### SHORT TASK
Transcribe the entries exactly; images are not part of the copy.
[start]
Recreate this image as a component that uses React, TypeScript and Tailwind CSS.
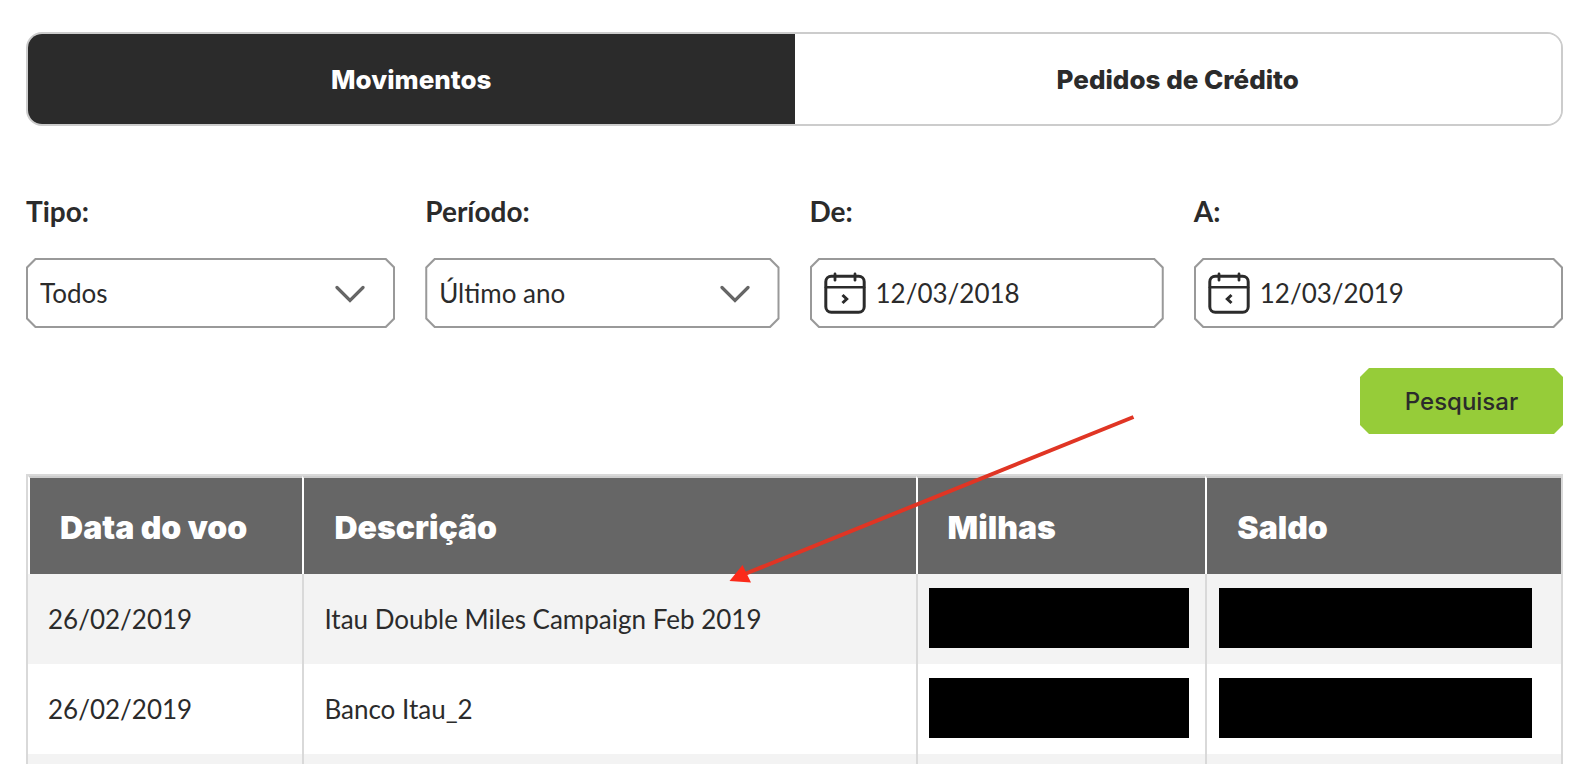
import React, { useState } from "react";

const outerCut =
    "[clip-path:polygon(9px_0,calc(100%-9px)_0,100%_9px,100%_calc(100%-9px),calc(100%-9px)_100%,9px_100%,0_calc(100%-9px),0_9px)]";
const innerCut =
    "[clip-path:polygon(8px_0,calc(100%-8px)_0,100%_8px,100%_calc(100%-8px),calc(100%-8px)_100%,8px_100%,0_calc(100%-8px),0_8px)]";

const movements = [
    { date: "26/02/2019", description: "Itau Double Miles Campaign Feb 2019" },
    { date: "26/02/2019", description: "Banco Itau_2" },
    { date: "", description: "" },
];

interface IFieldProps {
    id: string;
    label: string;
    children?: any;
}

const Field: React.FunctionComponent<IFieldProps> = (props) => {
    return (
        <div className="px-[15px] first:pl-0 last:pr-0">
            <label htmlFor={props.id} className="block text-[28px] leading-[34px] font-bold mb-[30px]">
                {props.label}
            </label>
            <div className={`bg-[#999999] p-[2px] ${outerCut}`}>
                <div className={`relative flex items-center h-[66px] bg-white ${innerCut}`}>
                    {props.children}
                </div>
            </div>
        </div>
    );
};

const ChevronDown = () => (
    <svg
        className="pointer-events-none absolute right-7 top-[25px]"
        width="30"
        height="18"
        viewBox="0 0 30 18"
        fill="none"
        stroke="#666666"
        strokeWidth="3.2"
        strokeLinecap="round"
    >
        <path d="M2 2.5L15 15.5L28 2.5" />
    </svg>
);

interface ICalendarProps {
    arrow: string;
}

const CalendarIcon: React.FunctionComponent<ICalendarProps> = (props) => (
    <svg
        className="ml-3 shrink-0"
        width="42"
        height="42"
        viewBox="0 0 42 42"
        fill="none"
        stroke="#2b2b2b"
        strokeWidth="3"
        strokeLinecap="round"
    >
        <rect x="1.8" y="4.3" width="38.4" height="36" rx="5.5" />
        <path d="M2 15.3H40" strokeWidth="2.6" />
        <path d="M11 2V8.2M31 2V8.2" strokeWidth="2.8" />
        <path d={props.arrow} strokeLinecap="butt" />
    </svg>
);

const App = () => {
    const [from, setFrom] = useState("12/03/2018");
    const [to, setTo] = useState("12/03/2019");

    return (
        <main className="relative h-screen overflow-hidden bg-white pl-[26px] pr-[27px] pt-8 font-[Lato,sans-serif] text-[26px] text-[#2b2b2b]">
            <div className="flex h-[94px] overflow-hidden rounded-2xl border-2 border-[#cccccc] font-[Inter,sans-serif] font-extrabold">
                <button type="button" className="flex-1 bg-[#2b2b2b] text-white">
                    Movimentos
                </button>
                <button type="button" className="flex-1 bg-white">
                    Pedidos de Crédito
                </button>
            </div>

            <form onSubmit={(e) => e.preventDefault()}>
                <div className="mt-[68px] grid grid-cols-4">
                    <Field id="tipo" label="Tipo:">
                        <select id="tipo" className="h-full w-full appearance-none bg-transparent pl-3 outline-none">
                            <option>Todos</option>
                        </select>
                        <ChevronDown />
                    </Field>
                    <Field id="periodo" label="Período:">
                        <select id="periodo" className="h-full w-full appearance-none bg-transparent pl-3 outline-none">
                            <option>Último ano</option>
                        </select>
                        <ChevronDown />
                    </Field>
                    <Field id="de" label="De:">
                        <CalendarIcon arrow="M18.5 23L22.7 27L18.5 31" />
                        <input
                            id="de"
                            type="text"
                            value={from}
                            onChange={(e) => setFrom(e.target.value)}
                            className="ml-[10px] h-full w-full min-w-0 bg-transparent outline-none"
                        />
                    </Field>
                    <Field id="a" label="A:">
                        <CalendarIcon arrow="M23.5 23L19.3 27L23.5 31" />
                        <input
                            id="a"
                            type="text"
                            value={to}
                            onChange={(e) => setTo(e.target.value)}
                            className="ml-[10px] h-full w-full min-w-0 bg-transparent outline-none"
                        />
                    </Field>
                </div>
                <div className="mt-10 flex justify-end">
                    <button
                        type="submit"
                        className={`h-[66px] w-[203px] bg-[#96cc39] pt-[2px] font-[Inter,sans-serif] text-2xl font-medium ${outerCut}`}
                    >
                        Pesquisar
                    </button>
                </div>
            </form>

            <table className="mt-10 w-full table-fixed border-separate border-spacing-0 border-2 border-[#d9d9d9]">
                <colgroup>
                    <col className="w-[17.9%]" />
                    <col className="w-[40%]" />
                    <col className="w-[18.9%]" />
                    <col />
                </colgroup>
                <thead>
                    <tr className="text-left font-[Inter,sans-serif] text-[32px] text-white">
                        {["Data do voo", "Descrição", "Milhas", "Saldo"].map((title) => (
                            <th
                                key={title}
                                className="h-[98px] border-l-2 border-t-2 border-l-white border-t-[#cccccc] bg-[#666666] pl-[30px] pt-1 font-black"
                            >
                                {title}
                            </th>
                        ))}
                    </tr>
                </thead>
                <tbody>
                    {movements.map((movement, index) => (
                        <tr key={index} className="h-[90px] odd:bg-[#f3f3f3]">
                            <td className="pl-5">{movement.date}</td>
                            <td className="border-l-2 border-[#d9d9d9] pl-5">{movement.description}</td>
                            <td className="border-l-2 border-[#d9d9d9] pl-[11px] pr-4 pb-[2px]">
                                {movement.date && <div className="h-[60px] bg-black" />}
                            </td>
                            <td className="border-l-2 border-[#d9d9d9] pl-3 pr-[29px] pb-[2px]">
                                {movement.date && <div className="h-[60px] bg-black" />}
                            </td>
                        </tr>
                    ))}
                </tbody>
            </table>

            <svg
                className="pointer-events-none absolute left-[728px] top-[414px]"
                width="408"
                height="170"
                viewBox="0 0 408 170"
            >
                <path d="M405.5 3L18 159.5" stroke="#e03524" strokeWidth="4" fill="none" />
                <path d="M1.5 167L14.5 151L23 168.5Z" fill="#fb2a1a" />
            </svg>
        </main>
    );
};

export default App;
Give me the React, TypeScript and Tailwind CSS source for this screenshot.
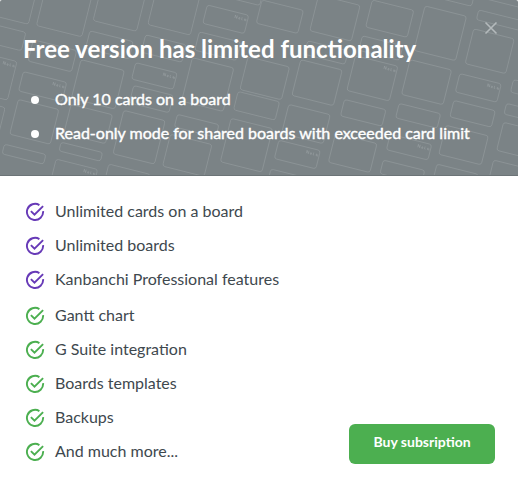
[end]
### TASK RESPONSE
Recreate this image as a component that uses React, TypeScript and Tailwind CSS.
import React, { useState } from "react";

const outerCut =
    "[clip-path:polygon(9px_0,calc(100%-9px)_0,100%_9px,100%_calc(100%-9px),calc(100%-9px)_100%,9px_100%,0_calc(100%-9px),0_9px)]";
const innerCut =
    "[clip-path:polygon(8px_0,calc(100%-8px)_0,100%_8px,100%_calc(100%-8px),calc(100%-8px)_100%,8px_100%,0_calc(100%-8px),0_8px)]";

const movements = [
    { date: "26/02/2019", description: "Itau Double Miles Campaign Feb 2019" },
    { date: "26/02/2019", description: "Banco Itau_2" },
    { date: "", description: "" },
];

interface IFieldProps {
    id: string;
    label: string;
    children?: any;
}

const Field: React.FunctionComponent<IFieldProps> = (props) => {
    return (
        <div className="px-[15px] first:pl-0 last:pr-0">
            <label htmlFor={props.id} className="block text-[28px] leading-[34px] font-bold mb-[30px]">
                {props.label}
            </label>
            <div className={`bg-[#999999] p-[2px] ${outerCut}`}>
                <div className={`relative flex items-center h-[66px] bg-white ${innerCut}`}>
                    {props.children}
                </div>
            </div>
        </div>
    );
};

const ChevronDown = () => (
    <svg
        className="pointer-events-none absolute right-7 top-[25px]"
        width="30"
        height="18"
        viewBox="0 0 30 18"
        fill="none"
        stroke="#666666"
        strokeWidth="3.2"
        strokeLinecap="round"
    >
        <path d="M2 2.5L15 15.5L28 2.5" />
    </svg>
);

interface ICalendarProps {
    arrow: string;
}

const CalendarIcon: React.FunctionComponent<ICalendarProps> = (props) => (
    <svg
        className="ml-3 shrink-0"
        width="42"
        height="42"
        viewBox="0 0 42 42"
        fill="none"
        stroke="#2b2b2b"
        strokeWidth="3"
        strokeLinecap="round"
    >
        <rect x="1.8" y="4.3" width="38.4" height="36" rx="5.5" />
        <path d="M2 15.3H40" strokeWidth="2.6" />
        <path d="M11 2V8.2M31 2V8.2" strokeWidth="2.8" />
        <path d={props.arrow} strokeLinecap="butt" />
    </svg>
);

const App = () => {
    const [from, setFrom] = useState("12/03/2018");
    const [to, setTo] = useState("12/03/2019");

    return (
        <main className="relative h-screen overflow-hidden bg-white pl-[26px] pr-[27px] pt-8 font-[Lato,sans-serif] text-[26px] text-[#2b2b2b]">
            <div className="flex h-[94px] overflow-hidden rounded-2xl border-2 border-[#cccccc] font-[Inter,sans-serif] font-extrabold">
                <button type="button" className="flex-1 bg-[#2b2b2b] text-white">
                    Movimentos
                </button>
                <button type="button" className="flex-1 bg-white">
                    Pedidos de Crédito
                </button>
            </div>

            <form onSubmit={(e) => e.preventDefault()}>
                <div className="mt-[68px] grid grid-cols-4">
                    <Field id="tipo" label="Tipo:">
                        <select id="tipo" className="h-full w-full appearance-none bg-transparent pl-3 outline-none">
                            <option>Todos</option>
                        </select>
                        <ChevronDown />
                    </Field>
                    <Field id="periodo" label="Período:">
                        <select id="periodo" className="h-full w-full appearance-none bg-transparent pl-3 outline-none">
                            <option>Último ano</option>
                        </select>
                        <ChevronDown />
                    </Field>
                    <Field id="de" label="De:">
                        <CalendarIcon arrow="M18.5 23L22.7 27L18.5 31" />
                        <input
                            id="de"
                            type="text"
                            value={from}
                            onChange={(e) => setFrom(e.target.value)}
                            className="ml-[10px] h-full w-full min-w-0 bg-transparent outline-none"
                        />
                    </Field>
                    <Field id="a" label="A:">
                        <CalendarIcon arrow="M23.5 23L19.3 27L23.5 31" />
                        <input
                            id="a"
                            type="text"
                            value={to}
                            onChange={(e) => setTo(e.target.value)}
                            className="ml-[10px] h-full w-full min-w-0 bg-transparent outline-none"
                        />
                    </Field>
                </div>
                <div className="mt-10 flex justify-end">
                    <button
                        type="submit"
                        className={`h-[66px] w-[203px] bg-[#96cc39] pt-[2px] font-[Inter,sans-serif] text-2xl font-medium ${outerCut}`}
                    >
                        Pesquisar
                    </button>
                </div>
            </form>

            <table className="mt-10 w-full table-fixed border-separate border-spacing-0 border-2 border-[#d9d9d9]">
                <colgroup>
                    <col className="w-[17.9%]" />
                    <col className="w-[40%]" />
                    <col className="w-[18.9%]" />
                    <col />
                </colgroup>
                <thead>
                    <tr className="text-left font-[Inter,sans-serif] text-[32px] text-white">
                        {["Data do voo", "Descrição", "Milhas", "Saldo"].map((title) => (
                            <th
                                key={title}
                                className="h-[98px] border-l-2 border-t-2 border-l-white border-t-[#cccccc] bg-[#666666] pl-[30px] pt-1 font-black"
                            >
                                {title}
                            </th>
                        ))}
                    </tr>
                </thead>
                <tbody>
                    {movements.map((movement, index) => (
                        <tr key={index} className="h-[90px] odd:bg-[#f3f3f3]">
                            <td className="pl-5">{movement.date}</td>
                            <td className="border-l-2 border-[#d9d9d9] pl-5">{movement.description}</td>
                            <td className="border-l-2 border-[#d9d9d9] pl-[11px] pr-4 pb-[2px]">
                                {movement.date && <div className="h-[60px] bg-black" />}
                            </td>
                            <td className="border-l-2 border-[#d9d9d9] pl-3 pr-[29px] pb-[2px]">
                                {movement.date && <div className="h-[60px] bg-black" />}
                            </td>
                        </tr>
                    ))}
                </tbody>
            </table>

            <svg
                className="pointer-events-none absolute left-[728px] top-[414px]"
                width="408"
                height="170"
                viewBox="0 0 408 170"
            >
                <path d="M405.5 3L18 159.5" stroke="#e03524" strokeWidth="4" fill="none" />
                <path d="M1.5 167L14.5 151L23 168.5Z" fill="#fb2a1a" />
            </svg>
        </main>
    );
};

export default App;
Give me the React, TypeScript and Tailwind CSS source for this screenshot.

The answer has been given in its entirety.